Stored data:
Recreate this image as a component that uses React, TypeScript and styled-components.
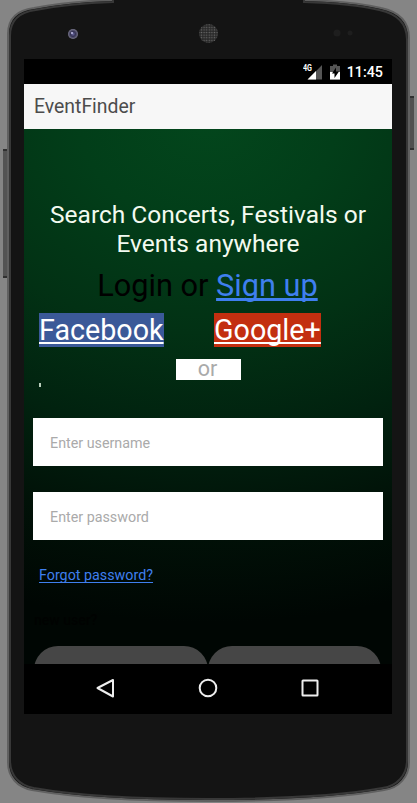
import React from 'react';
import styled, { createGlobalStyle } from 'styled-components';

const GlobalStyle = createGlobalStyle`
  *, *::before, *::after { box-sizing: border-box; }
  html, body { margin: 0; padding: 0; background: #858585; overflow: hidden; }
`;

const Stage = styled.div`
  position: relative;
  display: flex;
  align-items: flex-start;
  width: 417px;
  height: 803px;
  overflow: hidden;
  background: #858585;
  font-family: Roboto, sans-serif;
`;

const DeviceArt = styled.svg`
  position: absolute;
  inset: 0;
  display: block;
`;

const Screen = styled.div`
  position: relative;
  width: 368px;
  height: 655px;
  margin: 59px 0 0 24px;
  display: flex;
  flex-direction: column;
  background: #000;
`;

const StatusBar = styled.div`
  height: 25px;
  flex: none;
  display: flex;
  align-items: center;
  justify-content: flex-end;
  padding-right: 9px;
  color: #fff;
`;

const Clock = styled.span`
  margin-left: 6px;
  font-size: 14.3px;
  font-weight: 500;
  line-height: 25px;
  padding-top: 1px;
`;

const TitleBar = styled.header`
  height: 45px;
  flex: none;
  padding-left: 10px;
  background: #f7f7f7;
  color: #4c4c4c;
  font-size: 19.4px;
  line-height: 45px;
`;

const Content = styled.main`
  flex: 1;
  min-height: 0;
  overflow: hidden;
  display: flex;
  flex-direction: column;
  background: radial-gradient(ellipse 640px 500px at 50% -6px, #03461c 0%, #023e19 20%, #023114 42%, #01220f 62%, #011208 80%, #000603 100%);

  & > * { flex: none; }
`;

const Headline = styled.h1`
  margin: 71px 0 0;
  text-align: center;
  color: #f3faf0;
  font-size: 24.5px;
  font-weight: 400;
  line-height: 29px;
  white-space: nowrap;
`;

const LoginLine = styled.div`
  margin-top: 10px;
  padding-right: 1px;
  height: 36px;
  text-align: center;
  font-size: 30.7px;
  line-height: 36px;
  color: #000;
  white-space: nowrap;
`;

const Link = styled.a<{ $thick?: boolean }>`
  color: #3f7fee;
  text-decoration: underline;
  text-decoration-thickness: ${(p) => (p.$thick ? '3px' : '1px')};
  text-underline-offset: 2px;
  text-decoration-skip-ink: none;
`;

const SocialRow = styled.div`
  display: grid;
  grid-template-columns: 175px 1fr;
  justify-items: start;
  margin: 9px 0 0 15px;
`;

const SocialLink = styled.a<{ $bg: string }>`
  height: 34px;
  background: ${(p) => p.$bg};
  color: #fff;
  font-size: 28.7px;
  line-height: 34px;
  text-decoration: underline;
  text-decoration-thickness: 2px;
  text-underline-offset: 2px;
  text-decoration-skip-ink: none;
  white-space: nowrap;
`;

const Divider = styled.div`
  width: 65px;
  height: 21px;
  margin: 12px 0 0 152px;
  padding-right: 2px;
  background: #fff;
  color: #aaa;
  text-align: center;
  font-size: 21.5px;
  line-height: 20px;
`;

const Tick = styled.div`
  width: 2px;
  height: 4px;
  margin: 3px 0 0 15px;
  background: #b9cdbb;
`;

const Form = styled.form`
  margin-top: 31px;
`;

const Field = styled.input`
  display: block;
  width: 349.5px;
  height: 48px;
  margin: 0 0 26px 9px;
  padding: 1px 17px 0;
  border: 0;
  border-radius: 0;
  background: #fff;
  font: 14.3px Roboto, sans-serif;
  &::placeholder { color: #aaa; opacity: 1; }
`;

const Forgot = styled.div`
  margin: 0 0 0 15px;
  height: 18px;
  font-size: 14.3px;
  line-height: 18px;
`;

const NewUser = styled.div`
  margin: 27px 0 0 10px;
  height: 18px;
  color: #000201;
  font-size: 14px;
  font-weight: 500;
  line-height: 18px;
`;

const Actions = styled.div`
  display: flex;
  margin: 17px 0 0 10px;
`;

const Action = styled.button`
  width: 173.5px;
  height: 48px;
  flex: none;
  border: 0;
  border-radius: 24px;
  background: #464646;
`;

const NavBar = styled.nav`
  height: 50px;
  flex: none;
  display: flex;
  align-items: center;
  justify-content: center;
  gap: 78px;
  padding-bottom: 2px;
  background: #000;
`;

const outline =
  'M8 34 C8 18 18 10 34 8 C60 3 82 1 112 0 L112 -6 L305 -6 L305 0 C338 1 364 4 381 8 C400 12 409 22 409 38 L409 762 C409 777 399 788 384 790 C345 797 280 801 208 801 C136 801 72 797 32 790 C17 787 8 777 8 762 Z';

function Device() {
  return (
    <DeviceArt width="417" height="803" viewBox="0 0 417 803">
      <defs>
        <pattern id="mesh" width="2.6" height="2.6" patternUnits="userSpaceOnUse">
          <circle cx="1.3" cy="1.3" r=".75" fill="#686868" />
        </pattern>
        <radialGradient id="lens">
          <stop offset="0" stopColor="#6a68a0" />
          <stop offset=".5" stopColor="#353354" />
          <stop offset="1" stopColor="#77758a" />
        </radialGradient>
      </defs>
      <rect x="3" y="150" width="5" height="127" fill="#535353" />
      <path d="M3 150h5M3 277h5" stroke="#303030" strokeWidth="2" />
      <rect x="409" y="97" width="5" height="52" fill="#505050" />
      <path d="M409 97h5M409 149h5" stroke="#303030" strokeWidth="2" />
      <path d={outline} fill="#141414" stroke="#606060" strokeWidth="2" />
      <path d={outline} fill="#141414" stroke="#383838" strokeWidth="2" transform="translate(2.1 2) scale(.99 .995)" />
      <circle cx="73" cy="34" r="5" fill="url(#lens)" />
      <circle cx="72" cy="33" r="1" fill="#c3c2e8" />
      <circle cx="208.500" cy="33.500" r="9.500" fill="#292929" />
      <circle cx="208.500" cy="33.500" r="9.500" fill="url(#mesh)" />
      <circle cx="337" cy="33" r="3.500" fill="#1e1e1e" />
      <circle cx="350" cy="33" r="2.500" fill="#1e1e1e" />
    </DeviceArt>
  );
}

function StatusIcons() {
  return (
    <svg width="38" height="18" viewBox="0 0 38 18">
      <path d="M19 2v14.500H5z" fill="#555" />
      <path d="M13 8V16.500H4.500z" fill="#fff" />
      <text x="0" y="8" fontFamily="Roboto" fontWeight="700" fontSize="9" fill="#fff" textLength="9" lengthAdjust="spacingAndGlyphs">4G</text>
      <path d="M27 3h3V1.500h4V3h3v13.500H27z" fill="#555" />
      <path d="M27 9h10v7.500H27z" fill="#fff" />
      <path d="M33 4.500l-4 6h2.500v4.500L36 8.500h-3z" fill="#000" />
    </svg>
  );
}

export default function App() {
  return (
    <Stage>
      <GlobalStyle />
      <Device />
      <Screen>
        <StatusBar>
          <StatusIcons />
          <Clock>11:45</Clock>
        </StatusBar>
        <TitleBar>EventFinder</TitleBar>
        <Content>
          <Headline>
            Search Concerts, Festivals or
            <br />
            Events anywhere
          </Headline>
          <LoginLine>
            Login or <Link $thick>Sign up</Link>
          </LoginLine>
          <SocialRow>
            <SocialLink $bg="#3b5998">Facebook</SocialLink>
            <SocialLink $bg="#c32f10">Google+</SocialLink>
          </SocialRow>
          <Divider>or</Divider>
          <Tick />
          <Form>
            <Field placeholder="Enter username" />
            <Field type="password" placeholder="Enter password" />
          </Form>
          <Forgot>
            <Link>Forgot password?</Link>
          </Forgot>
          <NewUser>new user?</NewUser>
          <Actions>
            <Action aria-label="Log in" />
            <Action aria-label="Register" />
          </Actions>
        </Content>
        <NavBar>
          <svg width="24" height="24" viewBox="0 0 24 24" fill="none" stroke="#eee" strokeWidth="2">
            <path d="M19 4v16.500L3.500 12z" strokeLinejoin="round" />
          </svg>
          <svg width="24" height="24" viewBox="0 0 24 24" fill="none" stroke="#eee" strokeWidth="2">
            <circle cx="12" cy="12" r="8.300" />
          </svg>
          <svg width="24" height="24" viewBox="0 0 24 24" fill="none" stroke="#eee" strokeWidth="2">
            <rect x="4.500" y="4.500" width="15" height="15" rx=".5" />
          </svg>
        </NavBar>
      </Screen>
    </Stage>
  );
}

* * *

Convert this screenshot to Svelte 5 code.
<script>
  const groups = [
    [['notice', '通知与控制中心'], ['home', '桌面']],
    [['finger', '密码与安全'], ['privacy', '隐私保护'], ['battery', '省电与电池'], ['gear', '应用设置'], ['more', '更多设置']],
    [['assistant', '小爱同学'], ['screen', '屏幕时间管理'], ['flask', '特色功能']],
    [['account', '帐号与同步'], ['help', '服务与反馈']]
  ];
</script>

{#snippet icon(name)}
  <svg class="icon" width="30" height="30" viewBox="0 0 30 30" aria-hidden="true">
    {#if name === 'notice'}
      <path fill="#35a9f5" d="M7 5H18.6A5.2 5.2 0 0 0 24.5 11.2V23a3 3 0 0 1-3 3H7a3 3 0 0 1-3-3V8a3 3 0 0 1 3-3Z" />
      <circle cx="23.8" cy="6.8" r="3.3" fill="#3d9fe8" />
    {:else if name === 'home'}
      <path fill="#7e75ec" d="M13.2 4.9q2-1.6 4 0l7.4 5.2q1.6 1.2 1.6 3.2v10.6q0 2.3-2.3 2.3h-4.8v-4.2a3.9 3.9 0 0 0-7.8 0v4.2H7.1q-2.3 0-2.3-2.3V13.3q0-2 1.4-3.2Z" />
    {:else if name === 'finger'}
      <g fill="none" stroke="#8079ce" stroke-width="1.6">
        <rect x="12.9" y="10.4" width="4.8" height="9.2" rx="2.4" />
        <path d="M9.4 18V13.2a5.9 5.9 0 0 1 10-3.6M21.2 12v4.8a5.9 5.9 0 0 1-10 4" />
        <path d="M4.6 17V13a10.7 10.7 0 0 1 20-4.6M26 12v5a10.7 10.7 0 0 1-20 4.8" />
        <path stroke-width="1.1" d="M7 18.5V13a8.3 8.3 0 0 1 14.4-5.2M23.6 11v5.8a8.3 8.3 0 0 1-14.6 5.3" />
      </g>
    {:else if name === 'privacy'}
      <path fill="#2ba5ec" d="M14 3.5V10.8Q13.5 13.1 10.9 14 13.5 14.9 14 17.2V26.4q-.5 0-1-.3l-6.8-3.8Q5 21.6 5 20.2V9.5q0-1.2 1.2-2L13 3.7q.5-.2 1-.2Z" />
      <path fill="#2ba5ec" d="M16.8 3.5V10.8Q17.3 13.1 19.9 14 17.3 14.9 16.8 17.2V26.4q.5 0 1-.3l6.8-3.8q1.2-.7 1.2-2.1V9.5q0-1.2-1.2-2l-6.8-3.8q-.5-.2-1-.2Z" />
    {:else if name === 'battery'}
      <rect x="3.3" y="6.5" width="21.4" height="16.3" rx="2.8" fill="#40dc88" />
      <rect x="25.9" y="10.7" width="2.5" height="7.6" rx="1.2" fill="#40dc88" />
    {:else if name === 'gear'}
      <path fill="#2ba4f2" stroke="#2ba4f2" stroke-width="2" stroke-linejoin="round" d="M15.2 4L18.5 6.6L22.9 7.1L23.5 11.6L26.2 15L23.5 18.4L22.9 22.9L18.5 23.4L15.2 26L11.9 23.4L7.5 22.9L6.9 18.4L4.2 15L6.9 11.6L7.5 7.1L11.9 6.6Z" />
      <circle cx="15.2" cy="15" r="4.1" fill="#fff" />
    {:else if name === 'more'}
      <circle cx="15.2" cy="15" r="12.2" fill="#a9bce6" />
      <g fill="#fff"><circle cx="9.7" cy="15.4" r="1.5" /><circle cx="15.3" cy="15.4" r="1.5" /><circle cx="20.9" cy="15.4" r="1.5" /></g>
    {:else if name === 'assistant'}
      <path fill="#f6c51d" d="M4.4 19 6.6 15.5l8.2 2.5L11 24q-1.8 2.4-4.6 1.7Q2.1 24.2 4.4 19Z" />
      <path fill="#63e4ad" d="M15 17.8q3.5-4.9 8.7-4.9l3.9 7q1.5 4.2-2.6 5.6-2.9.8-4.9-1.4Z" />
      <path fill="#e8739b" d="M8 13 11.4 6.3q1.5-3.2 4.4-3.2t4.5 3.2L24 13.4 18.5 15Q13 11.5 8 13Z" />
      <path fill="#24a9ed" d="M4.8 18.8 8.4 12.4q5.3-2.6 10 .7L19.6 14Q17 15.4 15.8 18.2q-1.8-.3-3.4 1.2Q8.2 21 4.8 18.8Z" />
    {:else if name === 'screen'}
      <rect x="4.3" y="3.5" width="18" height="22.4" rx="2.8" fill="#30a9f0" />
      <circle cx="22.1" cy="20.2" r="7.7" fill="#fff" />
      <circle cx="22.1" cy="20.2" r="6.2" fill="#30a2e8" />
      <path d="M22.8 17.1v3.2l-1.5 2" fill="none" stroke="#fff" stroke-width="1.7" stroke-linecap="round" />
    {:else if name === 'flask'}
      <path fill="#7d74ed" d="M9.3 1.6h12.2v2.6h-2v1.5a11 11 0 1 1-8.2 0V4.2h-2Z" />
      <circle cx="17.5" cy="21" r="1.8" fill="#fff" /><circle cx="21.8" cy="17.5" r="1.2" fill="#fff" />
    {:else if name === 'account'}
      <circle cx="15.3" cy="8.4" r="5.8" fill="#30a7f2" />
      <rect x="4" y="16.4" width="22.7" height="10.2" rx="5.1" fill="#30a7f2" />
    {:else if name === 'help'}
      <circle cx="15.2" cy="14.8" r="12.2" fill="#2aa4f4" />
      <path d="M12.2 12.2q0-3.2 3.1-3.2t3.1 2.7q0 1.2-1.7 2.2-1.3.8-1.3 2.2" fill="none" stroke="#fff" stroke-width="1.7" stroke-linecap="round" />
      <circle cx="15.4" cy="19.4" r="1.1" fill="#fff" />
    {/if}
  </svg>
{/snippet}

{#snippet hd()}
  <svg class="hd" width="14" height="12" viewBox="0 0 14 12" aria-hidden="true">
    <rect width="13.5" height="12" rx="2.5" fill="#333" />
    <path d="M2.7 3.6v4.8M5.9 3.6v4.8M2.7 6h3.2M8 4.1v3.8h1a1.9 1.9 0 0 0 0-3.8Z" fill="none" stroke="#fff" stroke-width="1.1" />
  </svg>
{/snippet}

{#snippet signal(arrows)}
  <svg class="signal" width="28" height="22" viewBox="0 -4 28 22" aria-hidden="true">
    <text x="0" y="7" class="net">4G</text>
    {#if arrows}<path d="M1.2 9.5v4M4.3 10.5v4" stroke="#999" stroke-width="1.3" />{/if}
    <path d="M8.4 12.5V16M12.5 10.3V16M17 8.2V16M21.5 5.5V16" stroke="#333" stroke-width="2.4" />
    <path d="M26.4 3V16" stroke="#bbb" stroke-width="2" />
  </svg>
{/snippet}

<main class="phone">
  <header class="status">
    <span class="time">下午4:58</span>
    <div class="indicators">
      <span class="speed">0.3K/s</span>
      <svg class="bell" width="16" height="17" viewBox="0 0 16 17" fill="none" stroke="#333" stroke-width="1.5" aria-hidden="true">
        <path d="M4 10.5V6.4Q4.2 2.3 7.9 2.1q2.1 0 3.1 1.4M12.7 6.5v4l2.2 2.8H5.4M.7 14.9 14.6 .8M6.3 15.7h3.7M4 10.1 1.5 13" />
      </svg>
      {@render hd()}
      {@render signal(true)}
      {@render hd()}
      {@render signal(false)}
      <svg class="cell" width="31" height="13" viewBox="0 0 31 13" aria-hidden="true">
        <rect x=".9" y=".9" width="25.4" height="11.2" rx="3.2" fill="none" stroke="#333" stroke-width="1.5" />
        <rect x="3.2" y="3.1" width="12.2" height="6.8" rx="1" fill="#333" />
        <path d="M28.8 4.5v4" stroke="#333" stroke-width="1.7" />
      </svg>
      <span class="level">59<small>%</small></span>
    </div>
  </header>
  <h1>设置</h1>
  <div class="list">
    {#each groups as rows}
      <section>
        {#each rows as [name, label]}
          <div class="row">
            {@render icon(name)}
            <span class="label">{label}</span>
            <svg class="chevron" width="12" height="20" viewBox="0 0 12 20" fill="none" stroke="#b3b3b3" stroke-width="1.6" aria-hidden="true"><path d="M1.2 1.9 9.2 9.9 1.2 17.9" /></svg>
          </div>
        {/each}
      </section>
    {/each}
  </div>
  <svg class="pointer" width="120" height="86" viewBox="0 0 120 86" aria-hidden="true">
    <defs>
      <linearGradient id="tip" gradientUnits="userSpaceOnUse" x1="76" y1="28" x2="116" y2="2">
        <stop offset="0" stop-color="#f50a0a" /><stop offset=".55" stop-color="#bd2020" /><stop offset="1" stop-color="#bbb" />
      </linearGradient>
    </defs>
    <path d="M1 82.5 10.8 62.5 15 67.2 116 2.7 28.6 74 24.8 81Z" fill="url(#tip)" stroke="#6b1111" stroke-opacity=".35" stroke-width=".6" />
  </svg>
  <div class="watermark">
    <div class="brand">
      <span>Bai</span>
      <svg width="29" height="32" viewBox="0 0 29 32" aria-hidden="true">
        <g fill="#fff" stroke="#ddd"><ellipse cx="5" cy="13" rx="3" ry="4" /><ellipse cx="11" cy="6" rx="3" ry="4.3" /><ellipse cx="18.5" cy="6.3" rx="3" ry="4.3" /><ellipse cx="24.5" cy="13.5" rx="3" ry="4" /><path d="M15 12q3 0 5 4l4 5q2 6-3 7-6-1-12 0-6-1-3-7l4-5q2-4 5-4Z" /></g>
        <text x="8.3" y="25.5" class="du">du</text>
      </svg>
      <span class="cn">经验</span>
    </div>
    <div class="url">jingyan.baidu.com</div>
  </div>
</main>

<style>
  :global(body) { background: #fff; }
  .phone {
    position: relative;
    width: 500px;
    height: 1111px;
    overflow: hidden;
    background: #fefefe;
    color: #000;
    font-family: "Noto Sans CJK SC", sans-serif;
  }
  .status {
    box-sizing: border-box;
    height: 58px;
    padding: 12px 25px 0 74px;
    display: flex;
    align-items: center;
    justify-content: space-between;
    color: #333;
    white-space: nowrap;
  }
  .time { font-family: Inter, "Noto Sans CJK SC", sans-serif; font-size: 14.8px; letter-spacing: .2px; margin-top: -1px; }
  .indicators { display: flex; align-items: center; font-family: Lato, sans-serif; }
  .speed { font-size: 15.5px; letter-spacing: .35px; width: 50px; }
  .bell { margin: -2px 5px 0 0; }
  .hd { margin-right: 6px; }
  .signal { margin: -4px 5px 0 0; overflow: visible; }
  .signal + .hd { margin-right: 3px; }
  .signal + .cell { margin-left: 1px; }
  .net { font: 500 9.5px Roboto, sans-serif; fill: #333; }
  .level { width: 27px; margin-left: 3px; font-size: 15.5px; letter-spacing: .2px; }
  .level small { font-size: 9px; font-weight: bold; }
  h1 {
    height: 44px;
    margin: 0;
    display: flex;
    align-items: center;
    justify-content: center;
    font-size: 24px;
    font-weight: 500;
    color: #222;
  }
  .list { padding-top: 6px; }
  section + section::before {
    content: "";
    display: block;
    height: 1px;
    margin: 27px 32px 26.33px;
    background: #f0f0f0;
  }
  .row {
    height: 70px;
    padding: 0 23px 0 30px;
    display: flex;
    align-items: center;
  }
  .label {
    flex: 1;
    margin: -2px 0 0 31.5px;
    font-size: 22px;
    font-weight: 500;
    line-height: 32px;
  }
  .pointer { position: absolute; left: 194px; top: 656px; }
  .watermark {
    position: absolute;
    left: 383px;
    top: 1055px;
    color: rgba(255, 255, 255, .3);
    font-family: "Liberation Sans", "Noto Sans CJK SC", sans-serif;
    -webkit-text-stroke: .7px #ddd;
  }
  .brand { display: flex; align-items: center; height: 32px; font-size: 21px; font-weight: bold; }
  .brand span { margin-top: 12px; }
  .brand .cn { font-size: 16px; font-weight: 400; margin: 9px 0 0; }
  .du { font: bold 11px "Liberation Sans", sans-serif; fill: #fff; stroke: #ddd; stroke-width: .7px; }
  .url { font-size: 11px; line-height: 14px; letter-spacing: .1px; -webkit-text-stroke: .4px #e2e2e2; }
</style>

* Directions
Search the entries for "React" and copy out each line that has it.

* Written answer
Recreate this image as a component that uses React, TypeScript and styled-components.
import React from 'react';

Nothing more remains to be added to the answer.